In the July 2018 elections, the National Regeneration Movement (MORENA) and other parties supporting same-sex marriage won a majority of legislative seats in Congress. In September 2018, several deputies promised to push for the legalization of same-sex marriage. In May 2019, Deputy Rosalba Rodríguez López introduced a same-sex marriage bill to Congress. On 27 June 2019, the state Congress approved the legislation in a 14–5 vote with one abstention. It was signed by Governor Carlos Mendoza Davis the same day and published in the official state gazette on 28 June. The law took effect the following day.

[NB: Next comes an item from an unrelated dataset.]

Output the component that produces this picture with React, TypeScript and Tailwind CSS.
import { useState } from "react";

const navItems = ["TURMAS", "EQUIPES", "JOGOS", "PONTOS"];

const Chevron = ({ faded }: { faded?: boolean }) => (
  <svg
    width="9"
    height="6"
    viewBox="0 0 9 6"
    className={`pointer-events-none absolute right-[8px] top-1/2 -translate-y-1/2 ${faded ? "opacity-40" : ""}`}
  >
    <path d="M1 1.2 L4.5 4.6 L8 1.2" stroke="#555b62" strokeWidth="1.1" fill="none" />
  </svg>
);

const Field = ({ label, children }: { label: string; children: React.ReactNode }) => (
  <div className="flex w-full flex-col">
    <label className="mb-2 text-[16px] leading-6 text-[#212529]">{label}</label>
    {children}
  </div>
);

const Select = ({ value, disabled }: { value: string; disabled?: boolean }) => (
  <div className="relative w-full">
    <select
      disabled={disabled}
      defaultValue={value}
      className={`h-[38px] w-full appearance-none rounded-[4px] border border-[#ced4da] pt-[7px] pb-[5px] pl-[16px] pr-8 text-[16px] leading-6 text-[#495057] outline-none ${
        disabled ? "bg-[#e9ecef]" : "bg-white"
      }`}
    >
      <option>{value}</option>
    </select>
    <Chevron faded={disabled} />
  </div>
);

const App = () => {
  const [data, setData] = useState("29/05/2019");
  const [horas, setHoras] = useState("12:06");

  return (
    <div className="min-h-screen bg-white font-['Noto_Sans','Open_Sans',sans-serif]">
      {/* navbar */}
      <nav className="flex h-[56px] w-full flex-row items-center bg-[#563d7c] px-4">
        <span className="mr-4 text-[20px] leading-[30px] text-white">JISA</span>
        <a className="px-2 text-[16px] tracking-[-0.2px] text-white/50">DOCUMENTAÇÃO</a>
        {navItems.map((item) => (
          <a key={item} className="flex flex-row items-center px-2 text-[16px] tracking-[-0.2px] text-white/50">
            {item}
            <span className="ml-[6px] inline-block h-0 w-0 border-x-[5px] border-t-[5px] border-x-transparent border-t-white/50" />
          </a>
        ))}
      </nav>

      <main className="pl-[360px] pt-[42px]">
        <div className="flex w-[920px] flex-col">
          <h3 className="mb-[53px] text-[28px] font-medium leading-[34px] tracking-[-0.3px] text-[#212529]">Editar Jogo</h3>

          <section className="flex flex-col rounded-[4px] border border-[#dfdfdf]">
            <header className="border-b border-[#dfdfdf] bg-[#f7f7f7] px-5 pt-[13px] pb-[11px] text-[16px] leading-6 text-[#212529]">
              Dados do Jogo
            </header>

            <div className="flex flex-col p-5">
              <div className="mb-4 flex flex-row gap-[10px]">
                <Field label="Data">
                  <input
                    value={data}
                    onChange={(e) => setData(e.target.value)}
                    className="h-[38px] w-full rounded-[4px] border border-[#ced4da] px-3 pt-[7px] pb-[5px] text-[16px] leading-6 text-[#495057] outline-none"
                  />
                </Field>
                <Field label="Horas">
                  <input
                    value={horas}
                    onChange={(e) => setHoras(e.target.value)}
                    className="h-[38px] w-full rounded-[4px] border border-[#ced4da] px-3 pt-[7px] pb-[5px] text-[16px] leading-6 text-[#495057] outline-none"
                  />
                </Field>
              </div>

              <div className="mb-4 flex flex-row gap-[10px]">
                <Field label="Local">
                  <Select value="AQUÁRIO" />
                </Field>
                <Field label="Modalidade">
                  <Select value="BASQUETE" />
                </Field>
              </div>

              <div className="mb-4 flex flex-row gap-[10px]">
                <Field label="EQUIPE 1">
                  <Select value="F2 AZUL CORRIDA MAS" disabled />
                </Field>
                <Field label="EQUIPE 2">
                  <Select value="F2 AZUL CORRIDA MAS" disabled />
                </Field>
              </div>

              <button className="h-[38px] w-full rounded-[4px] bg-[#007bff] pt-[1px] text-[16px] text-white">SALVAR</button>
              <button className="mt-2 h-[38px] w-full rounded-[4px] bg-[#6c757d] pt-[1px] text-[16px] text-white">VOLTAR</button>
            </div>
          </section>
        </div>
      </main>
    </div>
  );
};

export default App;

Article 150 of the Civil Code of Baja California Sur now reads as follows:
- in Spanish: El matrimonio es la unión libre de dos personas para realizar la comunidad de vida, en donde ambos se procuran respeto, igualdad y ayuda mutua, mediante la cohabitación doméstica y sexual.
- (Marriage is the free union of two people with the purpose of building a community of life, where both partners seek respect, equality and mutual aid, by means of domestic and sexual cohabitation.)

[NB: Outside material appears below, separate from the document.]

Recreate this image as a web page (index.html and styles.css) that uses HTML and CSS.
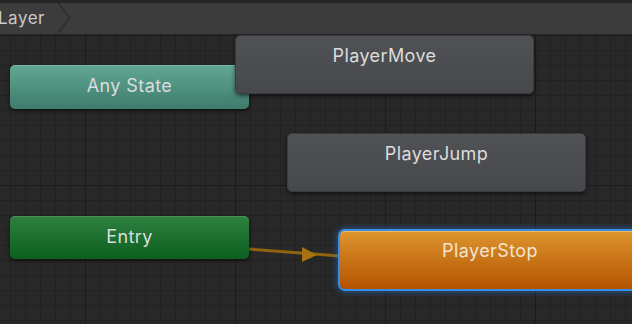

| Political party | Members | Yes | No | Abstain | Absent |
|---|---|---|---|---|---|
| National Regeneration Movement | 8 | 8 |  |  |  |
| Independents | 7 | 3 | 3 |  | 1 |
| Institutional Revolutionary Party | 1 | 1 |  |  |  |
| National Action Party | 1 |  | 1 |  |  |
| Labor Party | 1 | 1 |  |  |  |
| Party of the Democratic Revolution | 1 |  | 1 |  |  |
| Humanist Party | 1 | 1 |  |  |  |
| Partido de Renovación Sudcaliforniana | 1 |  |  | 1 |  |
| Total | 21 | 14 | 5 | 1 | 1 |

The law granted married same-sex couples the same rights, benefits and responsibilities as married opposite-sex couples, including property rights, inheritance rights, hospital visitation rights, the right to make emergency medical decisions for a partner, protection from domestic violence, etc., but with the exception of adoption rights.

In June 2022, Deputy María Guadalupe Moreno Higuera introduced legislation to Congress to permit married same-sex couples to petition to adopt. The bill was passed by the state congress in November 2022, but was vetoed by the governor in March 2024.

In May 2023, the Baja California Sur Congress approved a citizen-initiated bill expanding the recognition of concubinage to same-sex couples.

==Marriage statistics==
The following table shows the number of same-sex marriages performed in Baja California Sur since 2019 as reported by the National Institute of Statistics and Geography.

Number of marriages performed in Baja California Sur
| Year | Same-sex |  |  | Opposite-sex | Total | % same-sex |
| Female | Male | Total |
| 2019 | 15 | 12 | 27 | 2,391 | 2,418 | 1.12% |
| 2020 | 24 | 9 | 33 | 1,581 | 1,614 | 2.04% |
| 2021 | 34 | 23 | 57 | 2,254 | 2,311 | 2.47% |

==Public opinion==
A 2017 opinion poll conducted by Gabinete de Comunicación Estratégica found that 59% of Baja California Sur residents supported same-sex marriage, while 36% were opposed.

According to a 2018 survey by the National Institute of Statistics and Geography, 42% of the Baja California Sur public opposed same-sex marriage.